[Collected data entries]
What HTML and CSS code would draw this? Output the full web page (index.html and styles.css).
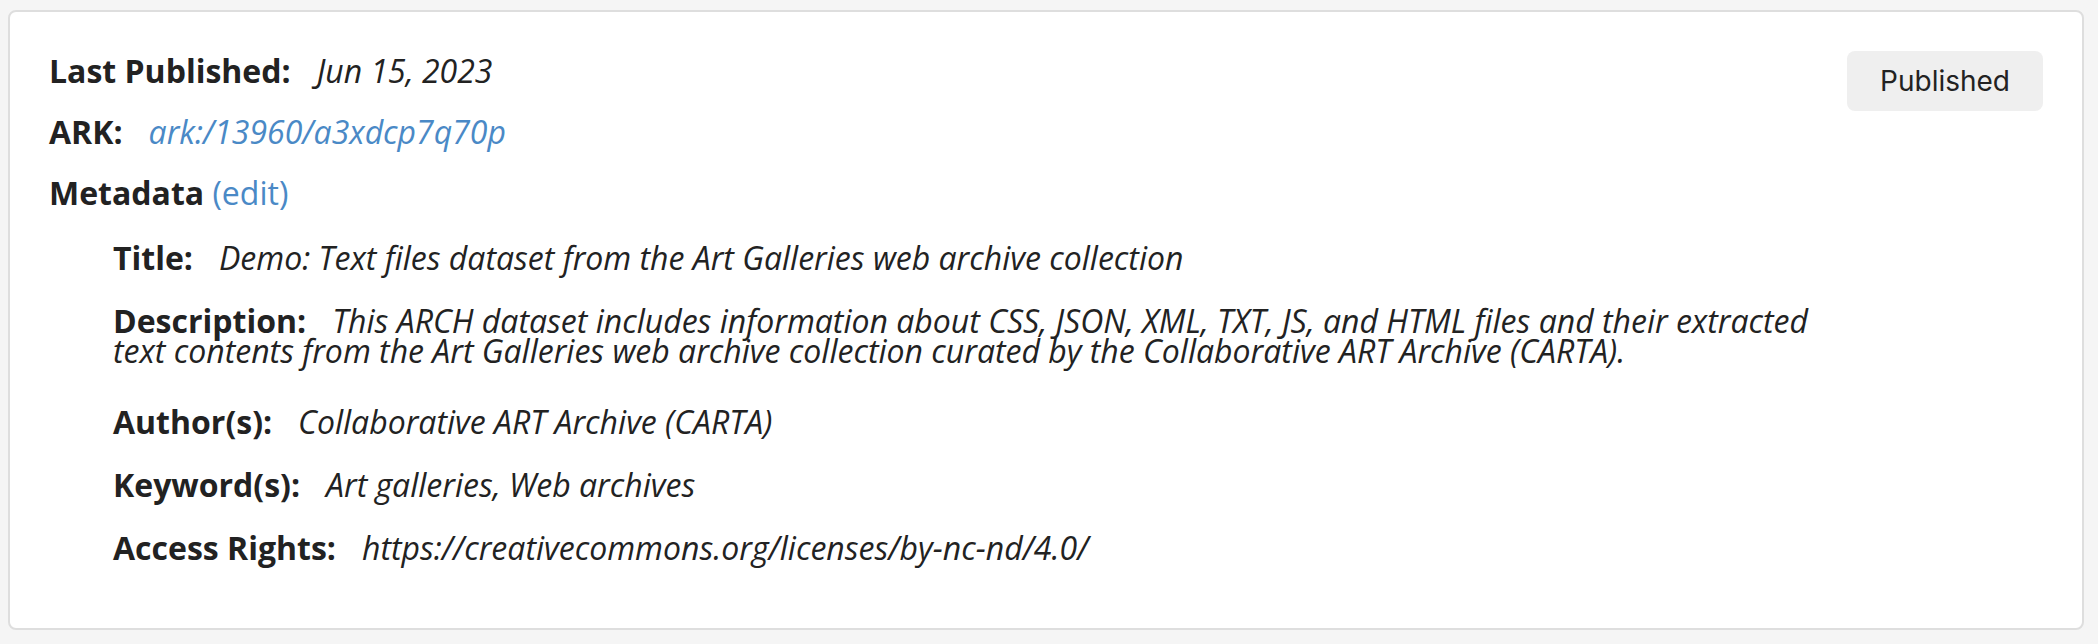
FILE: index.html
```html
<!DOCTYPE html>
<html lang="en">
<head>
<meta charset="utf-8">
<title>Dataset publication</title>
<link rel="stylesheet" href="styles.css">
</head>
<body>
<section class="card">
  <div class="info">
    <div class="row"><span class="label">Last Published:</span><span class="value">Jun 15, 2023</span></div>
    <div class="row"><span class="label">ARK:</span><a class="value link" href="#">ark:/13960/a3xdcp7q70p</a></div>
    <div class="row meta-heading"><span class="label-plain">Metadata</span> <a class="edit" href="#">(edit)</a></div>
    <div class="meta-list">
      <div class="row"><span class="label">Title:</span><span class="value">Demo: Text files dataset from the Art Galleries web archive collection</span></div>
      <div class="row desc"><span class="label">Description:</span><span class="value">This ARCH dataset includes information about CSS, JSON, XML, TXT, JS, and HTML files and their extracted text contents from the Art Galleries web archive collection curated by the Collaborative ART Archive (CARTA).</span></div>
      <div class="row"><span class="label">Author(s):</span><span class="value">Collaborative ART Archive (CARTA)</span></div>
      <div class="row"><span class="label">Keyword(s):</span><span class="value">Art galleries, Web archives</span></div>
      <div class="row"><span class="label">Access Rights:</span><span class="value">https://creativecommons.org/licenses/by-nc-nd/4.0/</span></div>
    </div>
  </div>
  <div class="status">Published</div>
</section>
</body>
</html>
```

FILE: styles.css
```css
html, body {
  margin: 0;
  padding: 0;
}

body {
  background: #f5f5f5;
  font-family: "Open Sans", "Noto Sans", sans-serif;
  font-size: 32px;
  color: #222222;
}

.card {
  margin: 10px 14px 16px 8px;
  background: #ffffff;
  border: 2px solid #dedede;
  border-radius: 8px;
  padding: 39px;
  display: flex;
  justify-content: space-between;
  align-items: flex-start;
  gap: 20px;
}

.info {
  flex: 1;
  margin-top: 5px;
  margin-bottom: 26px;
  display: flex;
  flex-direction: column;
  gap: 31px;
  line-height: 30px;
}

.row {
  margin: 0;
}

.label {
  font-weight: 700;
  margin-right: 26px;
}

.label-plain {
  font-weight: 700;
}

.value {
  font-style: italic;
}

.link,
.edit {
  color: #4a89c6;
  text-decoration: none;
}

.meta-heading {
  margin-bottom: 4px;
}

.meta-list {
  padding-left: 64px;
  display: flex;
  flex-direction: column;
  gap: 33px;
}

.desc {
  margin-bottom: 8px;
}

.status {
  flex: none;
  height: 60px;
  padding: 0 33px;
  display: flex;
  align-items: center;
  background: #efefef;
  border-radius: 8px;
  font-family: Inter, "Liberation Sans", sans-serif;
  font-size: 28px;
  line-height: 1;
  color: #222222;
}
```
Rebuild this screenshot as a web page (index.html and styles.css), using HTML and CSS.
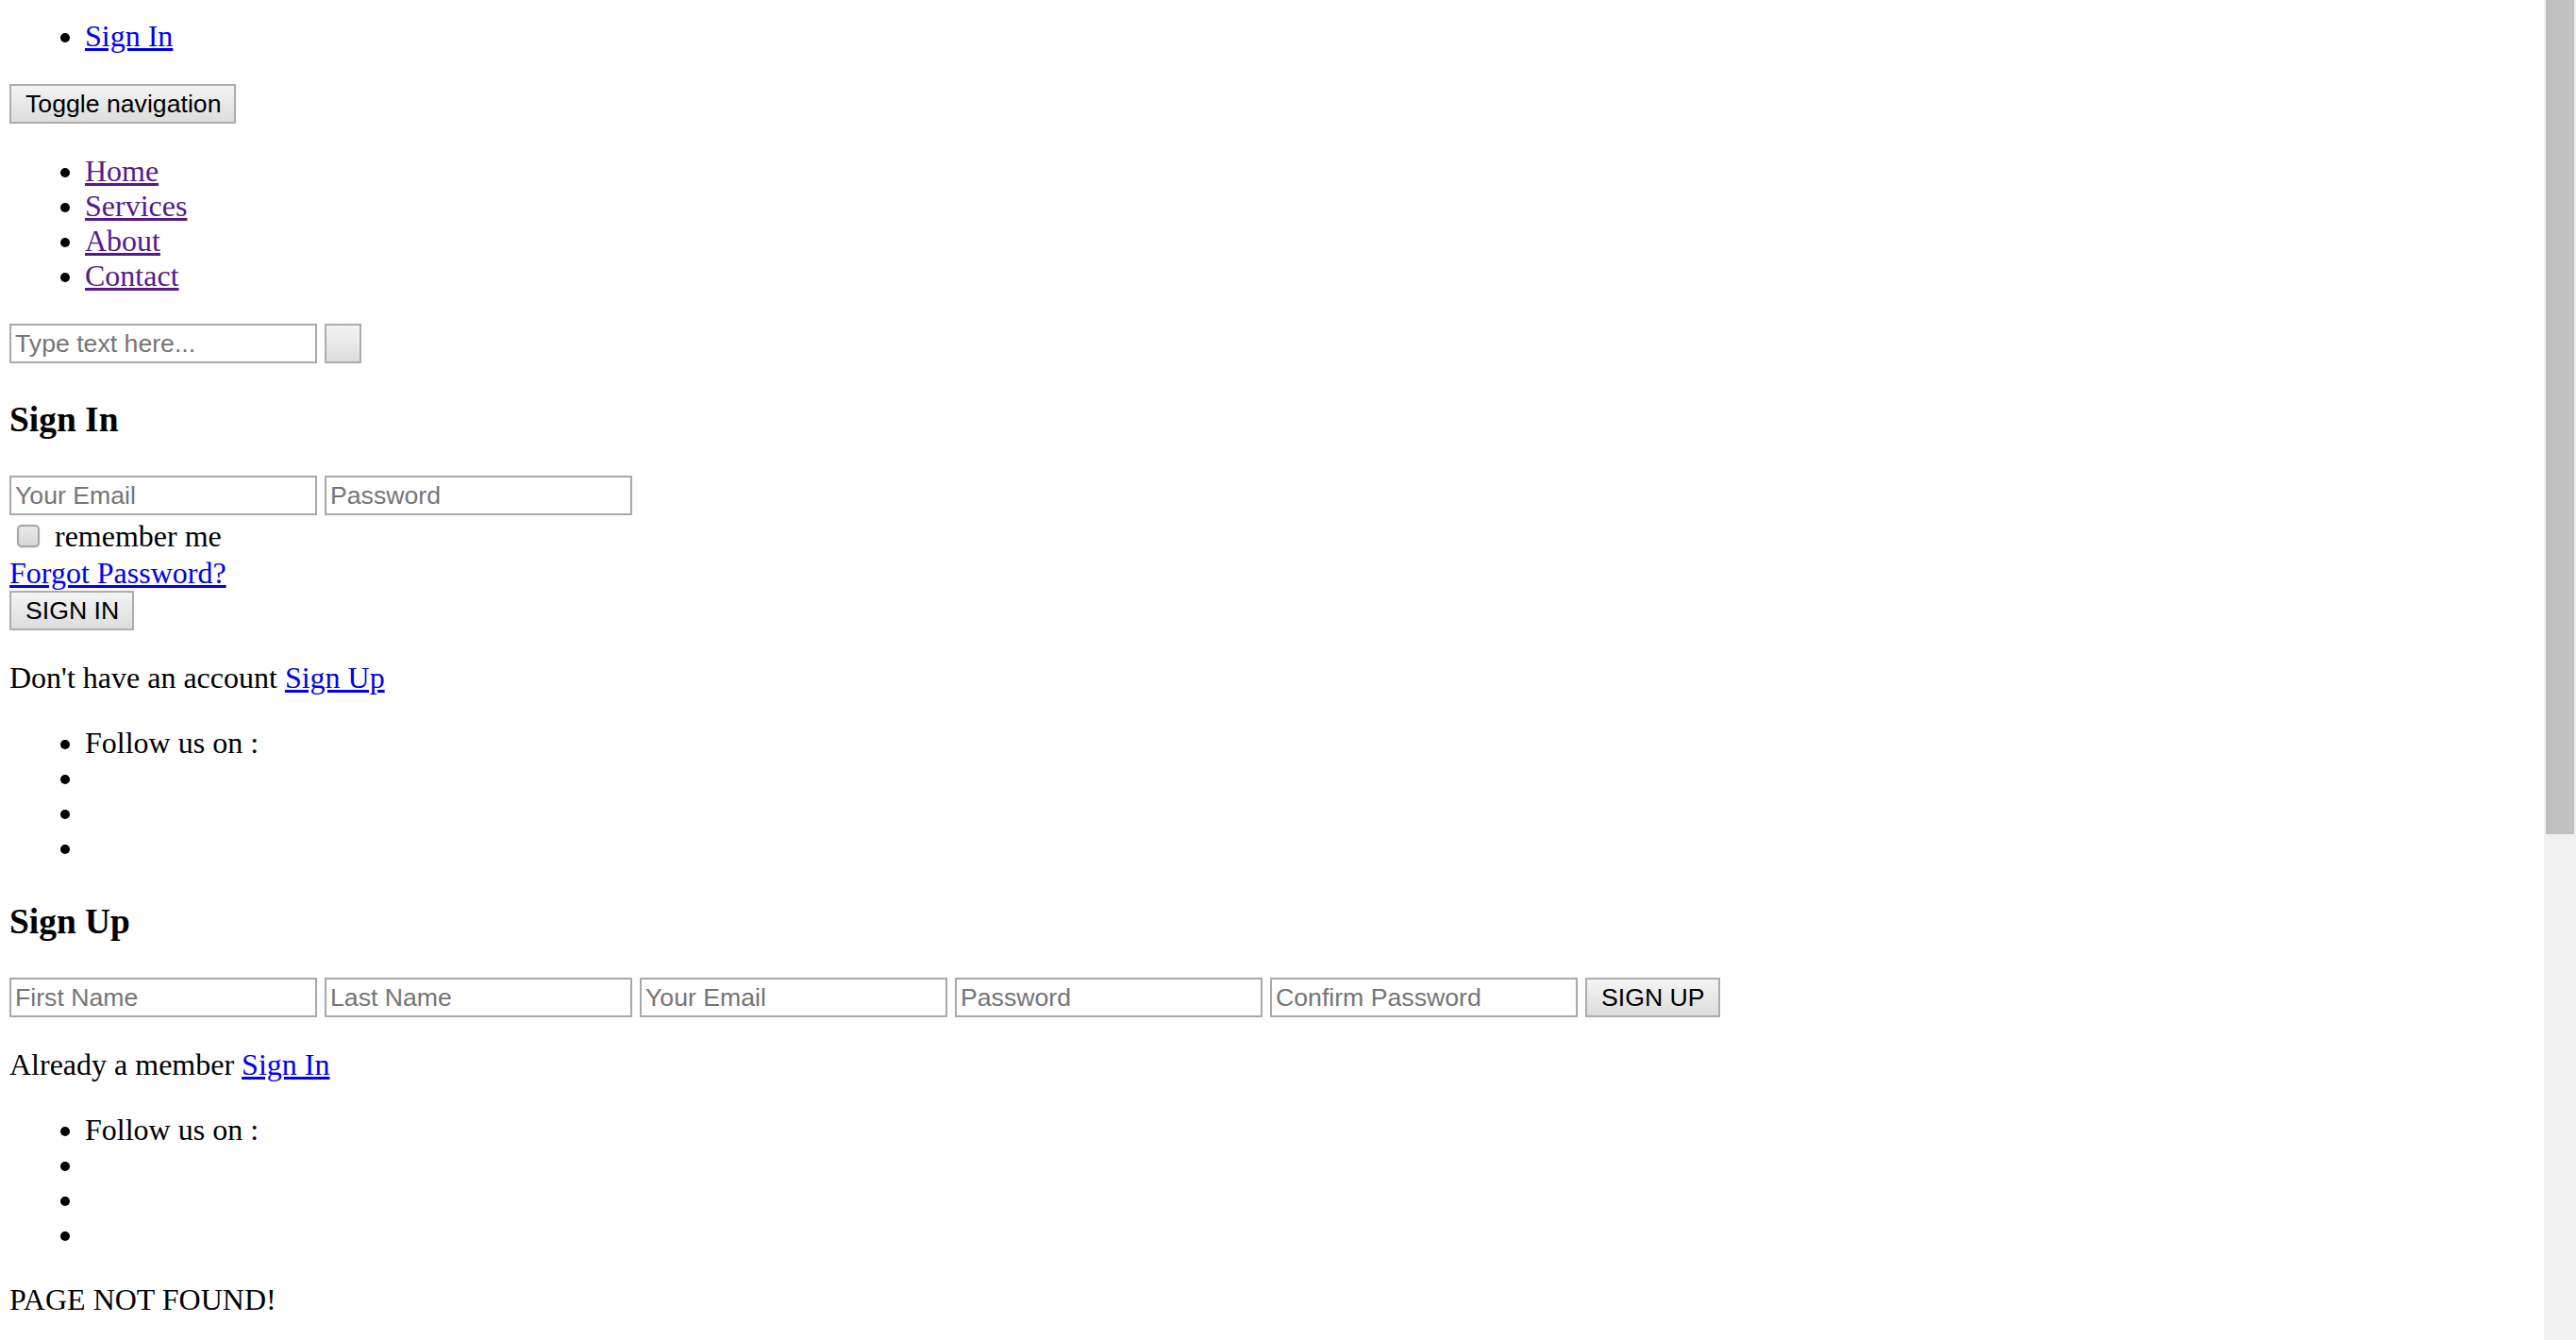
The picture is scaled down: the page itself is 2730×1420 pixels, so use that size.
FILE: index.html
```html
<!DOCTYPE html>
<html lang="en">
<head>
  <meta charset="UTF-8" />
  <meta name="viewport" content="width=device-width, initial-scale=1.0"/>
  <title>Page Not Found</title>
  <link rel="stylesheet" href="styles.css">
</head>
<body>

  <ul class="top-links">
    <li><a href="#signin">Sign In</a></li>
  </ul>

  <button class="btn toggle">Toggle navigation</button>

  <ul class="nav">
    <li><a class="visited" href="#">Home</a></li>
    <li><a class="visited" href="#">Services</a></li>
    <li><a class="visited" href="#">About</a></li>
    <li><a class="visited" href="#">Contact</a></li>
  </ul>

  <form class="row">
    <input type="text" placeholder="Type text here..."/>
    <button type="button" class="btn search-btn"></button>
  </form>

  <!-- Sign in -->
  <h3 id="signin">Sign In</h3>
  <form>
    <div class="row">
      <input type="email" placeholder="Your Email"/>
      <input type="password" placeholder="Password"/>
    </div>
    <label class="remember"><input type="checkbox"/>remember me</label>
    <a class="forgot" href="#">Forgot Password?</a>
    <button type="button" class="btn">SIGN IN</button>
  </form>
  <p>Don't have an account <a href="#signup">Sign Up</a></p>
  <ul class="social">
    <li>Follow us on :</li>
    <li><a href="#"></a></li>
    <li><a href="#"></a></li>
    <li><a href="#"></a></li>
  </ul>

  <!-- Sign up -->
  <h3 id="signup">Sign Up</h3>
  <form class="row">
    <input type="text" placeholder="First Name"/>
    <input type="text" placeholder="Last Name"/>
    <input type="email" placeholder="Your Email"/>
    <input type="password" placeholder="Password"/>
    <input type="password" placeholder="Confirm Password"/>
    <button type="button" class="btn">SIGN UP</button>
  </form>
  <p>Already a member <a href="#signin">Sign In</a></p>
  <ul class="social">
    <li>Follow us on :</li>
    <li><a href="#"></a></li>
    <li><a href="#"></a></li>
    <li><a href="#"></a></li>
  </ul>

  <p>PAGE NOT FOUND!</p>

  <div class="page-bottom"></div>

  <!-- scrollbar as it shows in the window -->
  <div class="scrollbar" aria-hidden="true"><div class="scrollbar-thumb"></div></div>

</body>
</html>
```

FILE: styles.css
```css
body {
  font-family: "Liberation Serif", "Times New Roman", serif;
  font-size: 32px;
  line-height: 37px;
  color: #000;
  background: #fff;
  margin: 0 10px;
}
a {
  color: #0000ee;
}
a.visited {
  color: #551a8b;
}
ul {
  margin: 32px 0;
  padding-left: 80px;
}
.top-links {
  margin-top: 20px;
}
p {
  margin: 32px 0;
}
h3 {
  font-size: 37.44px;
  line-height: 43px;
  font-weight: bold;
  margin: 38px 0;
}
form {
  margin: 0;
}
.row {
  display: flex;
  gap: 8px;
  align-items: flex-start;
}
input[type="text"], input[type="email"], input[type="password"] {
  box-sizing: border-box;
  width: 326px;
  height: 42px;
  margin: 0;
  padding: 0 4px;
  border: 2px solid #a9a9a9;
  font-family: "Liberation Sans", Arial, sans-serif;
  font-size: 26.67px;
  color: #000;
  background: #fff;
}
input::placeholder {
  color: #757575;
}
.btn {
  display: block;
  box-sizing: border-box;
  height: 42px;
  margin: 0;
  padding: 0 14px 0 15px;
  border: 2px solid #adadad;
  background: linear-gradient(#f4f4f4, #dddddd);
  font-family: "Liberation Sans", Arial, sans-serif;
  font-size: 26.67px;
  color: #000;
}
.search-btn {
  width: 39px;
}
.remember {
  display: flex;
  align-items: center;
  height: 42px;
  margin-top: 1px;
}
.remember input {
  appearance: none;
  -webkit-appearance: none;
  box-sizing: border-box;
  width: 24px;
  height: 24px;
  margin: 0 16px 0 8px;
  border: 2px solid #a6a6a6;
  border-radius: 5px;
  background: linear-gradient(#e8e8e8, #d8d8d8);
  box-shadow: 0 1px 2px rgba(0,0,0,0.12);
}
.forgot {
  display: block;
  width: max-content;
}
.page-bottom {
  height: 855px;
}
.scrollbar {
  position: fixed;
  top: 0;
  right: 0;
  width: 34px;
  height: 100%;
  background: #f0f0f0;
}
.scrollbar-thumb {
  height: 884px;
  margin: 0 2px;
  background: #c1c1c1;
}
```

TASK PROMPT:
Quote all of the entries word for word, omitting any pictures.

COMPLETE RESPONSE:
What HTML and CSS code would draw this? Output the full web page (index.html and styles.css).
FILE: index.html
```html
<!DOCTYPE html>
<html lang="en">
<head>
<meta charset="utf-8">
<title>Dataset publication</title>
<link rel="stylesheet" href="styles.css">
</head>
<body>
<section class="card">
  <div class="info">
    <div class="row"><span class="label">Last Published:</span><span class="value">Jun 15, 2023</span></div>
    <div class="row"><span class="label">ARK:</span><a class="value link" href="#">ark:/13960/a3xdcp7q70p</a></div>
    <div class="row meta-heading"><span class="label-plain">Metadata</span> <a class="edit" href="#">(edit)</a></div>
    <div class="meta-list">
      <div class="row"><span class="label">Title:</span><span class="value">Demo: Text files dataset from the Art Galleries web archive collection</span></div>
      <div class="row desc"><span class="label">Description:</span><span class="value">This ARCH dataset includes information about CSS, JSON, XML, TXT, JS, and HTML files and their extracted text contents from the Art Galleries web archive collection curated by the Collaborative ART Archive (CARTA).</span></div>
      <div class="row"><span class="label">Author(s):</span><span class="value">Collaborative ART Archive (CARTA)</span></div>
      <div class="row"><span class="label">Keyword(s):</span><span class="value">Art galleries, Web archives</span></div>
      <div class="row"><span class="label">Access Rights:</span><span class="value">https://creativecommons.org/licenses/by-nc-nd/4.0/</span></div>
    </div>
  </div>
  <div class="status">Published</div>
</section>
</body>
</html>
```

FILE: styles.css
```css
html, body {
  margin: 0;
  padding: 0;
}

body {
  background: #f5f5f5;
  font-family: "Open Sans", "Noto Sans", sans-serif;
  font-size: 32px;
  color: #222222;
}

.card {
  margin: 10px 14px 16px 8px;
  background: #ffffff;
  border: 2px solid #dedede;
  border-radius: 8px;
  padding: 39px;
  display: flex;
  justify-content: space-between;
  align-items: flex-start;
  gap: 20px;
}

.info {
  flex: 1;
  margin-top: 5px;
  margin-bottom: 26px;
  display: flex;
  flex-direction: column;
  gap: 31px;
  line-height: 30px;
}

.row {
  margin: 0;
}

.label {
  font-weight: 700;
  margin-right: 26px;
}

.label-plain {
  font-weight: 700;
}

.value {
  font-style: italic;
}

.link,
.edit {
  color: #4a89c6;
  text-decoration: none;
}

.meta-heading {
  margin-bottom: 4px;
}

.meta-list {
  padding-left: 64px;
  display: flex;
  flex-direction: column;
  gap: 33px;
}

.desc {
  margin-bottom: 8px;
}

.status {
  flex: none;
  height: 60px;
  padding: 0 33px;
  display: flex;
  align-items: center;
  background: #efefef;
  border-radius: 8px;
  font-family: Inter, "Liberation Sans", sans-serif;
  font-size: 28px;
  line-height: 1;
  color: #222222;
}
```
Rebuild this screenshot as a web page (index.html and styles.css), using HTML and CSS.
The picture is scaled down: the page itself is 2730×1420 pixels, so use that size.
FILE: index.html
```html
<!DOCTYPE html>
<html lang="en">
<head>
  <meta charset="UTF-8" />
  <meta name="viewport" content="width=device-width, initial-scale=1.0"/>
  <title>Page Not Found</title>
  <link rel="stylesheet" href="styles.css">
</head>
<body>

  <ul class="top-links">
    <li><a href="#signin">Sign In</a></li>
  </ul>

  <button class="btn toggle">Toggle navigation</button>

  <ul class="nav">
    <li><a class="visited" href="#">Home</a></li>
    <li><a class="visited" href="#">Services</a></li>
    <li><a class="visited" href="#">About</a></li>
    <li><a class="visited" href="#">Contact</a></li>
  </ul>

  <form class="row">
    <input type="text" placeholder="Type text here..."/>
    <button type="button" class="btn search-btn"></button>
  </form>

  <!-- Sign in -->
  <h3 id="signin">Sign In</h3>
  <form>
    <div class="row">
      <input type="email" placeholder="Your Email"/>
      <input type="password" placeholder="Password"/>
    </div>
    <label class="remember"><input type="checkbox"/>remember me</label>
    <a class="forgot" href="#">Forgot Password?</a>
    <button type="button" class="btn">SIGN IN</button>
  </form>
  <p>Don't have an account <a href="#signup">Sign Up</a></p>
  <ul class="social">
    <li>Follow us on :</li>
    <li><a href="#"></a></li>
    <li><a href="#"></a></li>
    <li><a href="#"></a></li>
  </ul>

  <!-- Sign up -->
  <h3 id="signup">Sign Up</h3>
  <form class="row">
    <input type="text" placeholder="First Name"/>
    <input type="text" placeholder="Last Name"/>
    <input type="email" placeholder="Your Email"/>
    <input type="password" placeholder="Password"/>
    <input type="password" placeholder="Confirm Password"/>
    <button type="button" class="btn">SIGN UP</button>
  </form>
  <p>Already a member <a href="#signin">Sign In</a></p>
  <ul class="social">
    <li>Follow us on :</li>
    <li><a href="#"></a></li>
    <li><a href="#"></a></li>
    <li><a href="#"></a></li>
  </ul>

  <p>PAGE NOT FOUND!</p>

  <div class="page-bottom"></div>

  <!-- scrollbar as it shows in the window -->
  <div class="scrollbar" aria-hidden="true"><div class="scrollbar-thumb"></div></div>

</body>
</html>
```

FILE: styles.css
```css
body {
  font-family: "Liberation Serif", "Times New Roman", serif;
  font-size: 32px;
  line-height: 37px;
  color: #000;
  background: #fff;
  margin: 0 10px;
}
a {
  color: #0000ee;
}
a.visited {
  color: #551a8b;
}
ul {
  margin: 32px 0;
  padding-left: 80px;
}
.top-links {
  margin-top: 20px;
}
p {
  margin: 32px 0;
}
h3 {
  font-size: 37.44px;
  line-height: 43px;
  font-weight: bold;
  margin: 38px 0;
}
form {
  margin: 0;
}
.row {
  display: flex;
  gap: 8px;
  align-items: flex-start;
}
input[type="text"], input[type="email"], input[type="password"] {
  box-sizing: border-box;
  width: 326px;
  height: 42px;
  margin: 0;
  padding: 0 4px;
  border: 2px solid #a9a9a9;
  font-family: "Liberation Sans", Arial, sans-serif;
  font-size: 26.67px;
  color: #000;
  background: #fff;
}
input::placeholder {
  color: #757575;
}
.btn {
  display: block;
  box-sizing: border-box;
  height: 42px;
  margin: 0;
  padding: 0 14px 0 15px;
  border: 2px solid #adadad;
  background: linear-gradient(#f4f4f4, #dddddd);
  font-family: "Liberation Sans", Arial, sans-serif;
  font-size: 26.67px;
  color: #000;
}
.search-btn {
  width: 39px;
}
.remember {
  display: flex;
  align-items: center;
  height: 42px;
  margin-top: 1px;
}
.remember input {
  appearance: none;
  -webkit-appearance: none;
  box-sizing: border-box;
  width: 24px;
  height: 24px;
  margin: 0 16px 0 8px;
  border: 2px solid #a6a6a6;
  border-radius: 5px;
  background: linear-gradient(#e8e8e8, #d8d8d8);
  box-shadow: 0 1px 2px rgba(0,0,0,0.12);
}
.forgot {
  display: block;
  width: max-content;
}
.page-bottom {
  height: 855px;
}
.scrollbar {
  position: fixed;
  top: 0;
  right: 0;
  width: 34px;
  height: 100%;
  background: #f0f0f0;
}
.scrollbar-thumb {
  height: 884px;
  margin: 0 2px;
  background: #c1c1c1;
}
```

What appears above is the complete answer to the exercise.